I looked up through the labyrinth of clockwork-- the endless cacophony of ticking and grinding-- and I thought to myself "This is not the machine which revolves the universe."

*-*-*-*-*
Everything under *-*-*-*-* is meta; always. "*****" will be "in character" as the saying goes.

Albert... I like Albert; there's a good chance you'll see a lot of him. :D

First Post!

This has been edited... Cleaned up a bit. Hopefully, some pretension has been dropped. Hopefully.

I've finally decided to actually begin publishing something I've been meaning to get around to for a while. I don't expect to write here often, but it's a place I can throw half-baked ideas in my quest for some mystery which undoubtedly is unattainable. "What unseen pen etched eternal things in the hearts of humankind, but never put them in our mind?"

Anyway, what is (are?) Landscapes:
This thing is (read: will be) a collection of short, surreal, imagistic stories.
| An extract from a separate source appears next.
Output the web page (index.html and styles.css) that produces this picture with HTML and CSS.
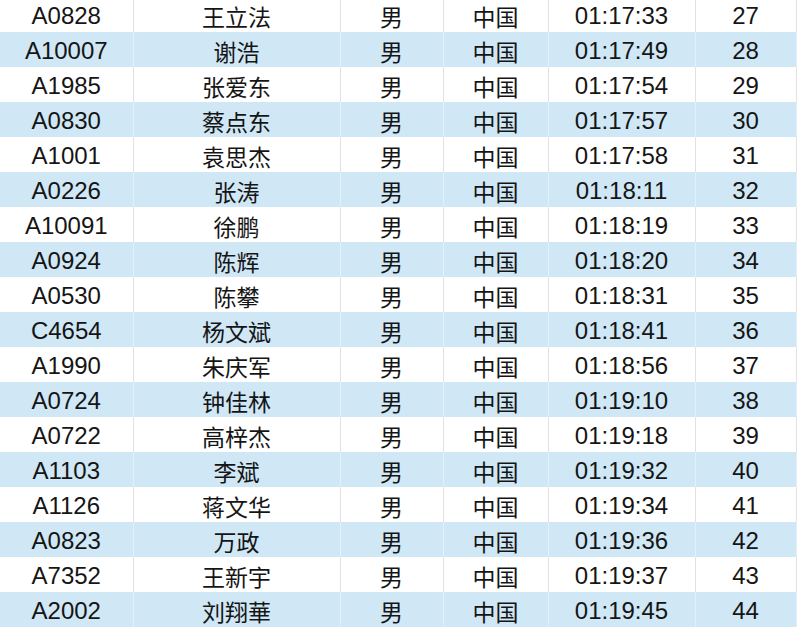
FILE: index.html
```html
<!DOCTYPE html>
<html lang="zh">
<head>
<meta charset="utf-8">
<link rel="stylesheet" href="styles.css">
</head>
<body>
<table class="results">
<colgroup>
<col class="c1"><col class="c2"><col class="c3"><col class="c4"><col class="c5"><col class="c6">
</colgroup>
<tbody>
<tr><td>A0828</td><td class="cjk">王立法</td><td class="cjk">男</td><td class="cjk">中国</td><td>01:17:33</td><td>27</td></tr>
<tr class="alt"><td>A10007</td><td class="cjk">谢浩</td><td class="cjk">男</td><td class="cjk">中国</td><td>01:17:49</td><td>28</td></tr>
<tr><td>A1985</td><td class="cjk">张爱东</td><td class="cjk">男</td><td class="cjk">中国</td><td>01:17:54</td><td>29</td></tr>
<tr class="alt"><td>A0830</td><td class="cjk">蔡点东</td><td class="cjk">男</td><td class="cjk">中国</td><td>01:17:57</td><td>30</td></tr>
<tr><td>A1001</td><td class="cjk">袁思杰</td><td class="cjk">男</td><td class="cjk">中国</td><td>01:17:58</td><td>31</td></tr>
<tr class="alt"><td>A0226</td><td class="cjk">张涛</td><td class="cjk">男</td><td class="cjk">中国</td><td>01:18:11</td><td>32</td></tr>
<tr><td>A10091</td><td class="cjk">徐鹏</td><td class="cjk">男</td><td class="cjk">中国</td><td>01:18:19</td><td>33</td></tr>
<tr class="alt"><td>A0924</td><td class="cjk">陈辉</td><td class="cjk">男</td><td class="cjk">中国</td><td>01:18:20</td><td>34</td></tr>
<tr><td>A0530</td><td class="cjk">陈攀</td><td class="cjk">男</td><td class="cjk">中国</td><td>01:18:31</td><td>35</td></tr>
<tr class="alt"><td>C4654</td><td class="cjk">杨文斌</td><td class="cjk">男</td><td class="cjk">中国</td><td>01:18:41</td><td>36</td></tr>
<tr><td>A1990</td><td class="cjk">朱庆军</td><td class="cjk">男</td><td class="cjk">中国</td><td>01:18:56</td><td>37</td></tr>
<tr class="alt"><td>A0724</td><td class="cjk">钟佳林</td><td class="cjk">男</td><td class="cjk">中国</td><td>01:19:10</td><td>38</td></tr>
<tr><td>A0722</td><td class="cjk">高梓杰</td><td class="cjk">男</td><td class="cjk">中国</td><td>01:19:18</td><td>39</td></tr>
<tr class="alt"><td>A1103</td><td class="cjk">李斌</td><td class="cjk">男</td><td class="cjk">中国</td><td>01:19:32</td><td>40</td></tr>
<tr><td>A1126</td><td class="cjk">蒋文华</td><td class="cjk">男</td><td class="cjk">中国</td><td>01:19:34</td><td>41</td></tr>
<tr class="alt"><td>A0823</td><td class="cjk">万政</td><td class="cjk">男</td><td class="cjk">中国</td><td>01:19:36</td><td>42</td></tr>
<tr><td>A7352</td><td class="cjk">王新宇</td><td class="cjk">男</td><td class="cjk">中国</td><td>01:19:37</td><td>43</td></tr>
<tr class="alt"><td>A2002</td><td class="cjk">刘翔華</td><td class="cjk">男</td><td class="cjk">中国</td><td>01:19:45</td><td>44</td></tr>
</tbody>
</table>
</body>
</html>
```

FILE: styles.css
```css
html, body {
  margin: 0;
  padding: 0;
  background: #ffffff;
  overflow: hidden;
}

.results {
  margin-top: -3px;
  width: 796px;
  table-layout: fixed;
  border-collapse: collapse;
  font-family: "Liberation Sans", Arial, "Noto Sans CJK SC", sans-serif;
  font-size: 24px;
  color: #151515;
}

.c1 { width: 133px; }
.c2 { width: 207px; }
.c3 { width: 103px; }
.c4 { width: 105px; }
.c5 { width: 147px; }
.c6 { width: 101px; }

.results tr {
  height: 35px;
}

.results td {
  padding: 2px 0 0;
  text-align: center;
  vertical-align: middle;
  line-height: 24px;
  border-right: 1px solid #e2e2e2;
  white-space: nowrap;
}

.results .cjk {
  font-family: "Noto Sans CJK SC", sans-serif;
  font-size: 23px;
  font-weight: 400;
}

.results tr.alt td {
  background: #d0e7f6;
  border-right-color: #e4f0f8;
}
```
Each one is intended to be a stand-alone "image" (Pound says: "An intellectual and emotional complex in an instant of time")-- an attempt to convey in words "a groan that cannot be expressed in words", or rather, the emotion which spawned that groan. All of the stories are to take place in the same surreal universe; as such, they are to be seen as related and building on each other. When I'm done, hopefully this will be a projection of a projection of a subset of some universe.

Most will be written from the first person, all narrators who are part of the universe will be named, if nowhere else, in the "labels" at the end of the post. The narrators have very pregnant(4,5) names. Also in the labels section will be a clue as to what part of the universe the image pertains to.

Also, the "meta" category contains only my own thoughts and comments on the series.